Il presidente e Ceo di Nippon Steel, Eiji Hashimoto, durante la conferenza stampa a Tokyo - ANSA
Alla fine il matrimonio si è fatto. O meglio: l’acquisizione. Dopo una “saga” durata 18 mesi – scandita prima dallo stop deciso dall’ex presidente Usa Joe Biden, poi dalle “invettive” e dalle promesse del suo successore Donald Trump – l’operazione è (finalmente) andata in porto. Nippon Steel ha finalizzato l'accordo per l'acquisizione del 100% di U.S. Steel, l'iconica azienda siderurgica, un tempo fiore all’occhiello della potenza industriale americana, la prima azienda al mondo a raggiungere un valore di un miliardo di dollari, subito dopo la sua creazione, nel 1901. Come riportato dalla Cnn, Nippon acquisterà U.S. Steel per 55 dollari ad azione, ovvero 14,1 miliardi di dollari. L'azienda manterrà anche il suo nome e la sede centrale di Pittsburgh, in Pennsylvania.
"Ci siamo assicurati la flessibilità gestionale e la redditività necessarie per gli investimenti aziendali e riconosciamo questo accordo come pienamente soddisfacente per la nostra azienda", ha dichiarato il presidente e ceo di Nippon Steel, Eiji Hashimoto, in una conferenza stampa a Tokyo.

Il presidente Usa Donald Trump a West Mifflin, in Pennsylvania - REUTERS
Si tratta della conclusione di una (lunga) trattativa che ha spesso sconfinato nel campo politico. E che si è caricata di importanti risonanze simboliche. Joe Biden, nelle sue ultime settimane di mandato, aveva bloccato l’accordo, adducendo motivi di sicurezza nazionale. In campagna elettorale, il suo rivale Donald Trump – in nome dell’America first - aveva cavalcata la tigre, giurando che avrebbe difeso l’americanità della siderurgia. Poi, invece, è arrivato il cambio di direzione. Trump ha annullato l'ordinanza emessa a gennaio dal suo predecessore. Il via libera del presidente Usa è avvenuto a condizione che venisse firmato un accordo di sicurezza nazionale tra Nippon Steel e il governo degli Stati Uniti. In base all'accordo, il governo statunitense detiene una "golden share" nell'azienda siderurgica, che gli conferisce potere di veto su diverse decisioni aziendali e un certo controllo sul consiglio di amministrazione.

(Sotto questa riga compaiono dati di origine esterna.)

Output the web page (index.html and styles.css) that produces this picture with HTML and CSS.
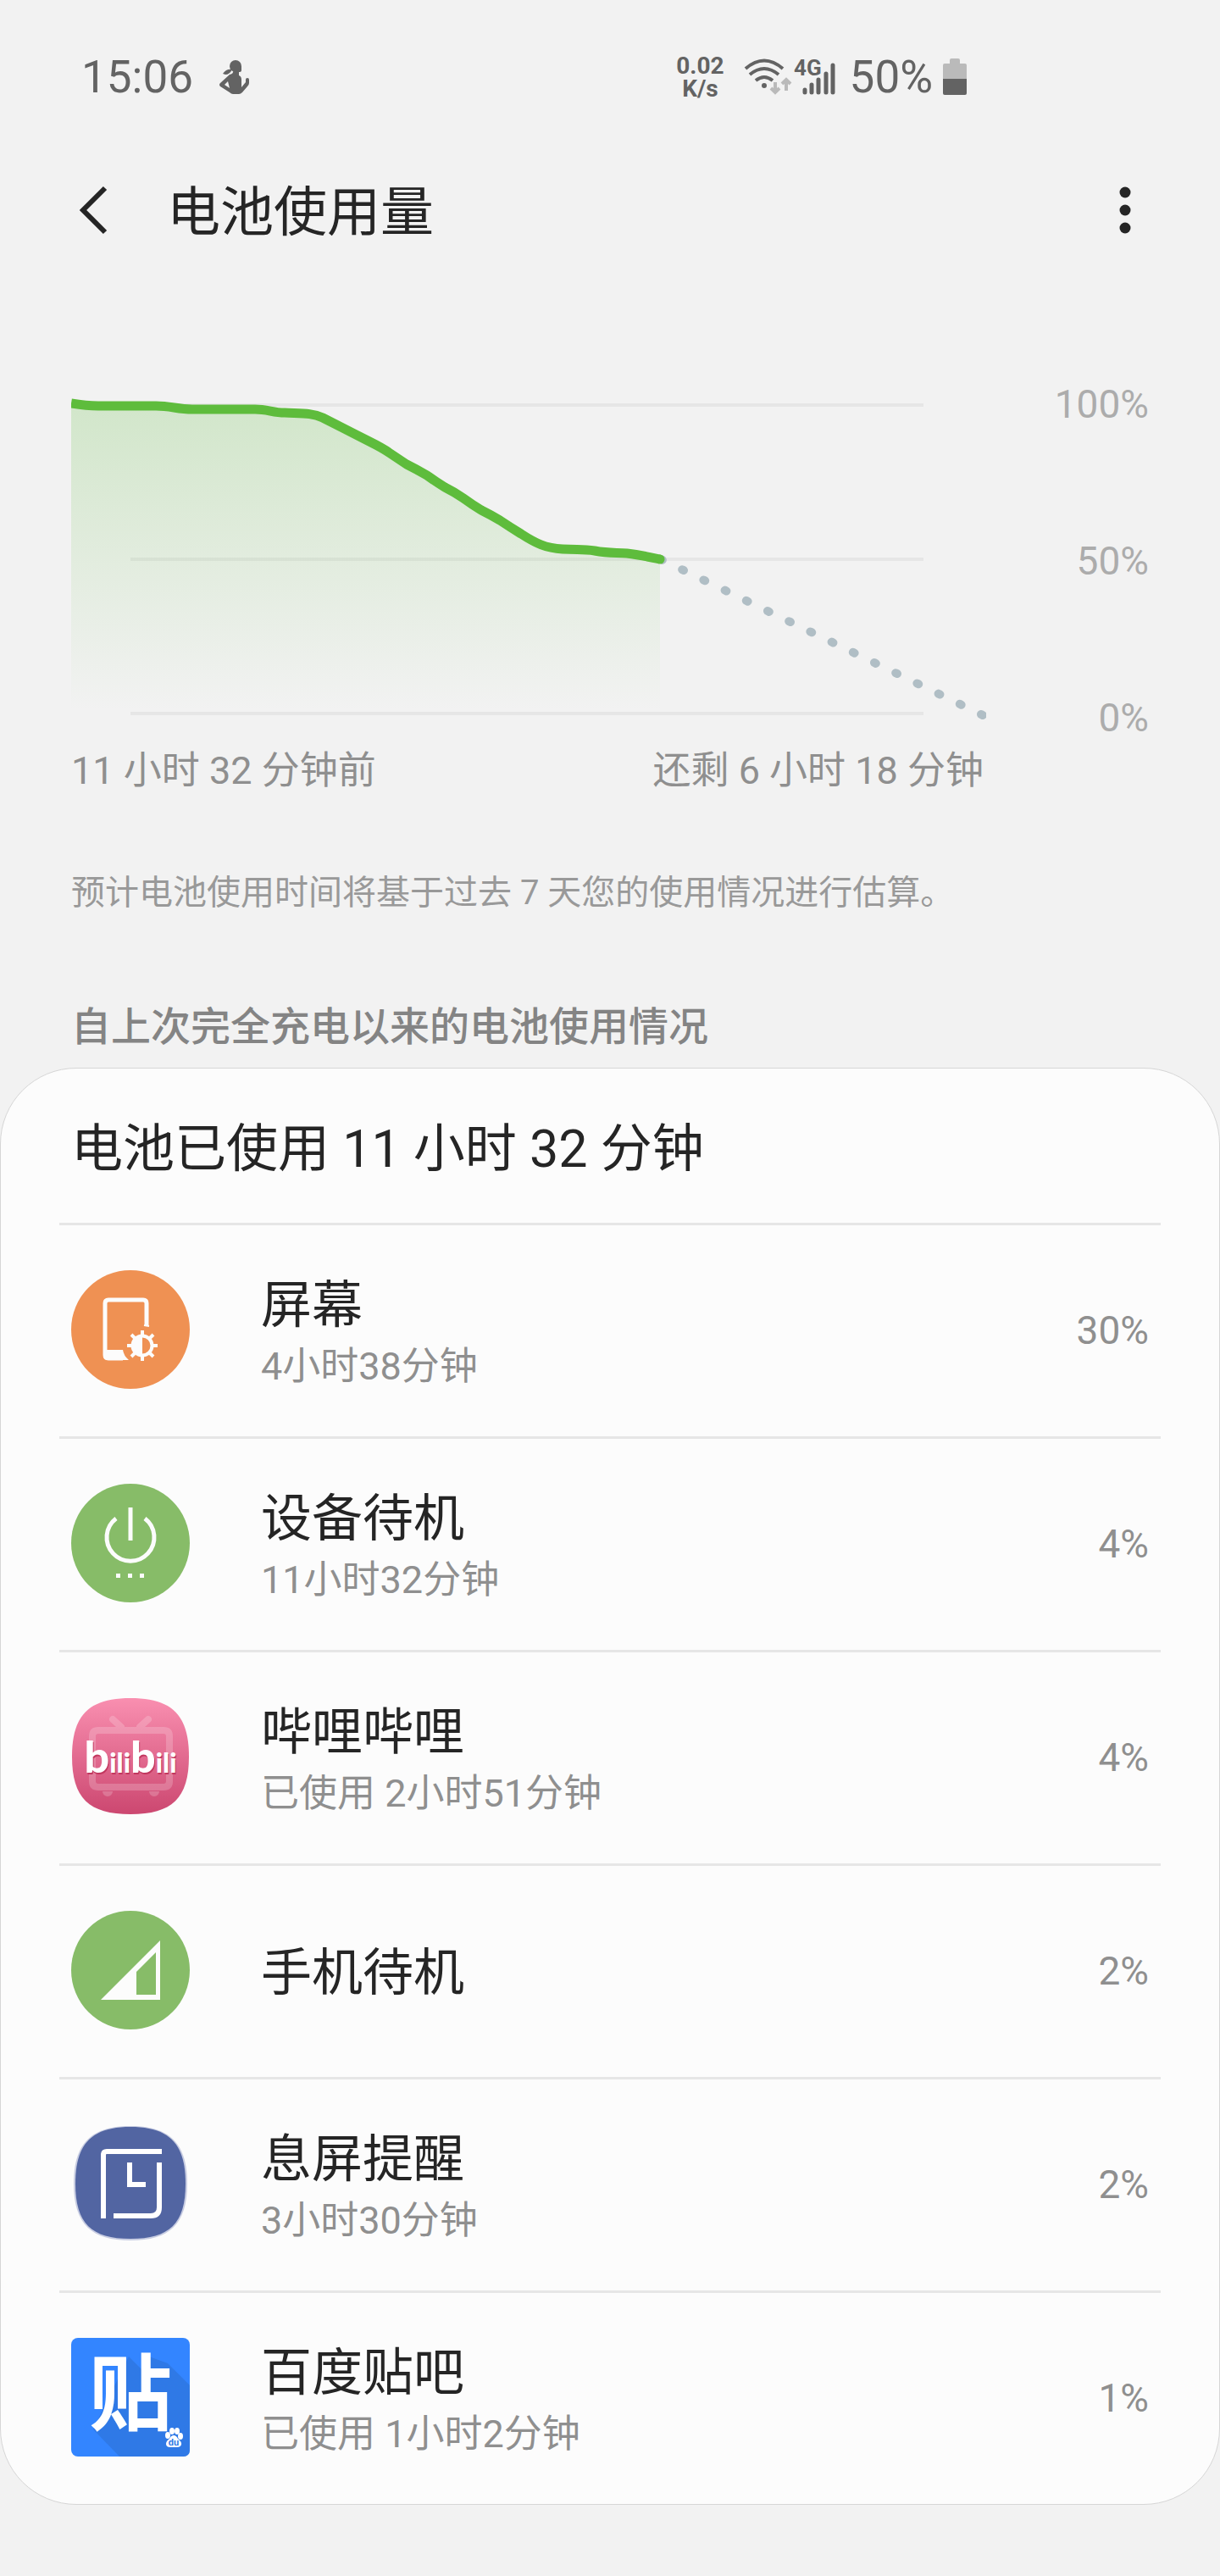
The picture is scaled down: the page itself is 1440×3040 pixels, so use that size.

Come riporta il Japan Times, la golden share, non trasferibile e non associata a dividendi, garantisce al governo degli Stati Uniti il diritto di nominare e rimuovere un amministratore indipendente dal consiglio di amministrazione di U.S. Steel. Impedisce inoltre che diverse decisioni aziendali vengano prese senza l'approvazione del presidente. Tra queste: cambiare il nome e la sede dell'azienda; trasferire posti di lavoro o la produzione al di fuori degli Stati Uniti; chiudere o sospendere gli impianti in assenza di problemi di sicurezza o ammodernamenti; e ridurre o ritardare gli investimenti promessi da Nippon Steel.
"L'accordo è migliorato sempre di più per i lavoratori", ha detto Trump. "Lo vigilerò. Sarà fantastico", ha garantito. Il sindacato United Steelworkers non ha invece gradito l’accordo. "Forse lo storico logo "USS" rimarrà ma, a quanto pare, non sarà altro che una cortina fumogena per permettere a una filiale interamente privata di una società giapponese di essere definita americana".
Grazia alla fusione, nasce il secondo produttore di acciaio al mondo, con una capacità produttiva di acciaio grezzo di 86 milioni di tonnellate all'anno. Al primo posto “regna” il China Baown Group, con una produzione di 103,77 milioni di tonnellate. La battaglia per il futuro dell’acciaio è iniziata.